A Orestes, los miembros de la orquesta o cualquiera, que como yo se acerque a conocer la historia de la agrupación, lo consideran su director. No obstante, ningún nombramiento lo declara como tal. “Me dijeron que yo no podía serlo porque no estaba capacitado”, refirió. Incluso, han intentado traer a uno nuevo, joven y egresado de la academia, para que oxigene la banda, me explica Osbel, el director provincial de Cultura.  

Más allá de los requisitos técnicos necesarios para ocupar tal responsabilidad, se debería colocar en la balanza que nadie domina mejor el devenir y el alma —tal vez esta sea la mujer con que él danzaba en los ensayos, pero eso nunca lo sabremos— de la agrupación. “Institucionalmente, como no pasó una escuela, se maneja que no puede ser director, pero nadie conoce mejor a Acierto que él. No se trata solo de conocer la técnica, sino también el espíritu y la historia”, reconoce Alexander, especialista de la Somavilla. 

El danzón hasta en el nombre muestra esa cualidad del cubano de llevar todo a sus últimas consecuencias. No es una simple danza, sino un danzón, una grandísima fiesta para el tímpano y el cuerpo que permanecerá en ti. Olvídate de desprenderte de él; mucho menos intentes pasarle por el lado y fingir que no lo oíste, o hacerte el sueco. No eres sueco, tú naciste en una tierra que hasta en la sombra hay calor. Llevas esas melodías hasta en el tuétano. 

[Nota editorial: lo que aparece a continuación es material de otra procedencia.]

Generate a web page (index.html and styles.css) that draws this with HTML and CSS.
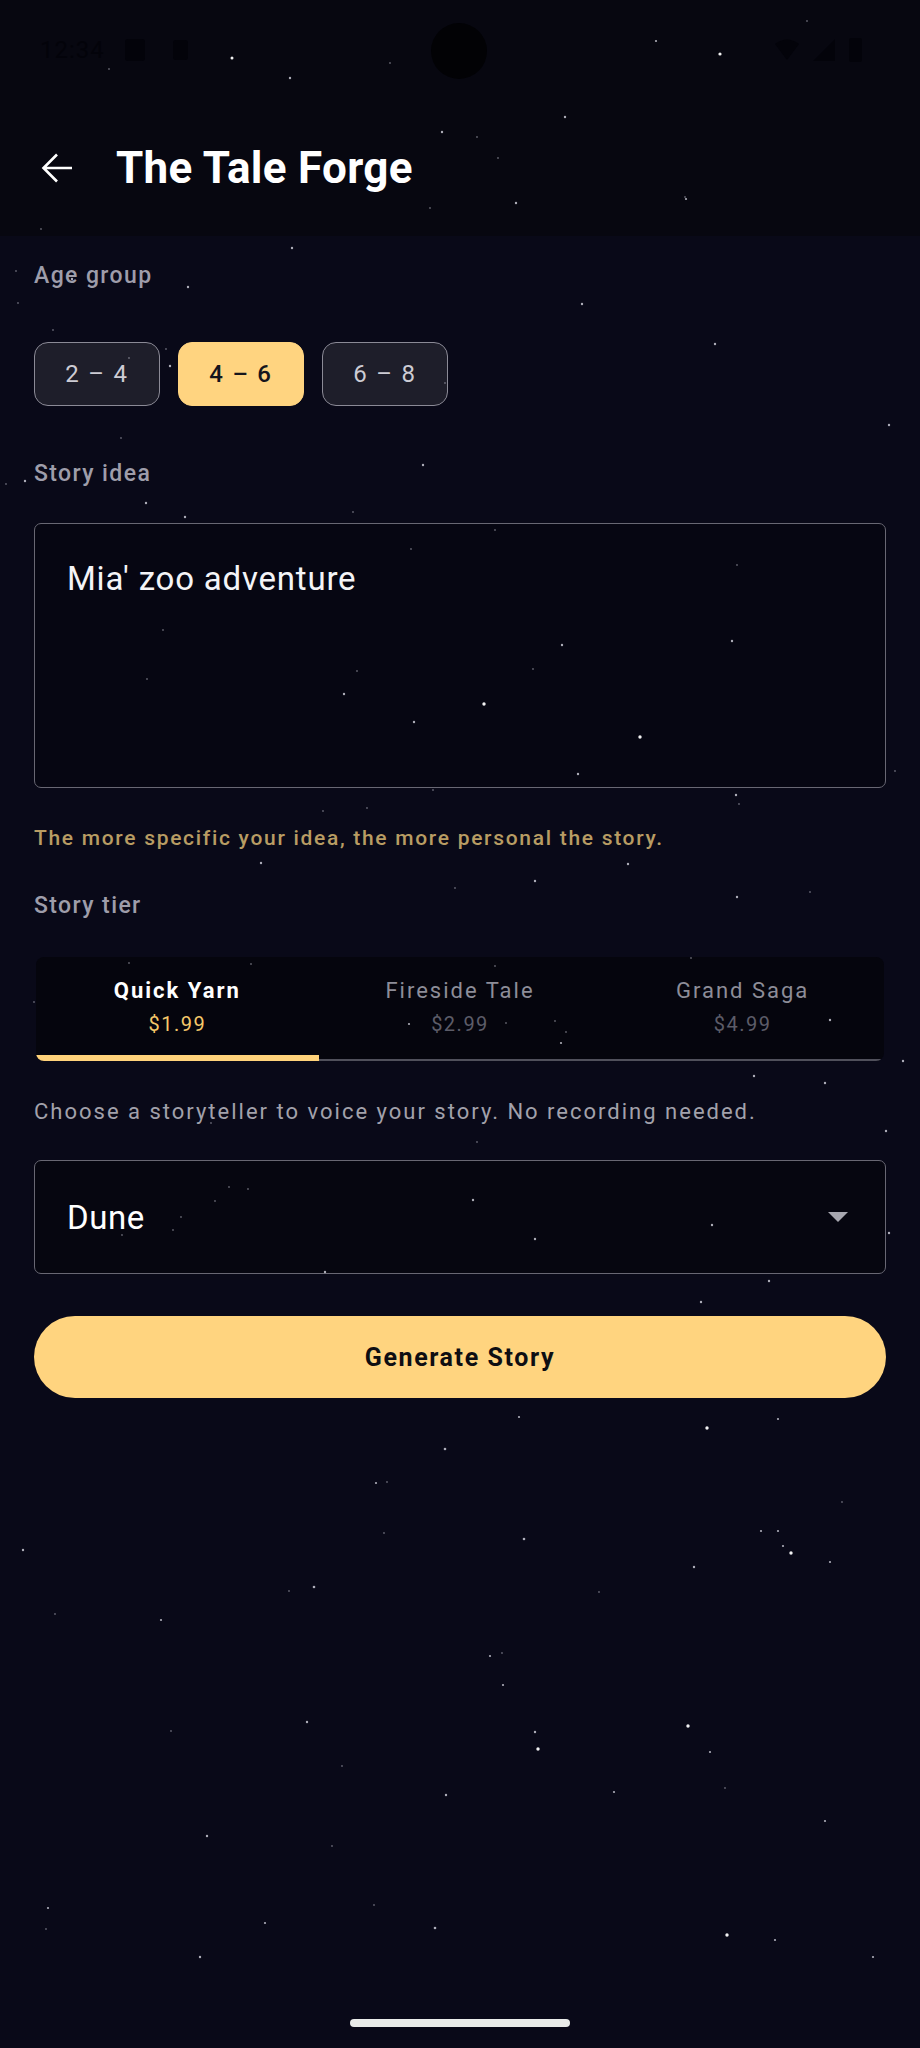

Bajo la mirada inquisitiva de los vitrales desde lo alto y los ratones desde lo bajo, Acierto Juvenil prosigue en la vieja casona de Río 70, con sus grietas, como las señales de un organismo en descomposición, su bregar entre la glotonería del olvido y lo vertiginoso del tiempo, del cual no puedes darte el lujo de apearte e intentar seguirlo a tu paso, porque te quedas solo con la estela, con lo que fue y ya no es. Orestes, en cada ensayo, cerrará los ojos para reunirse con su mujer imaginada, hasta que no los abra más y se quedé ahí, en una danza infinita, entre paseos, montunos, abanicos y zapatos de vestir.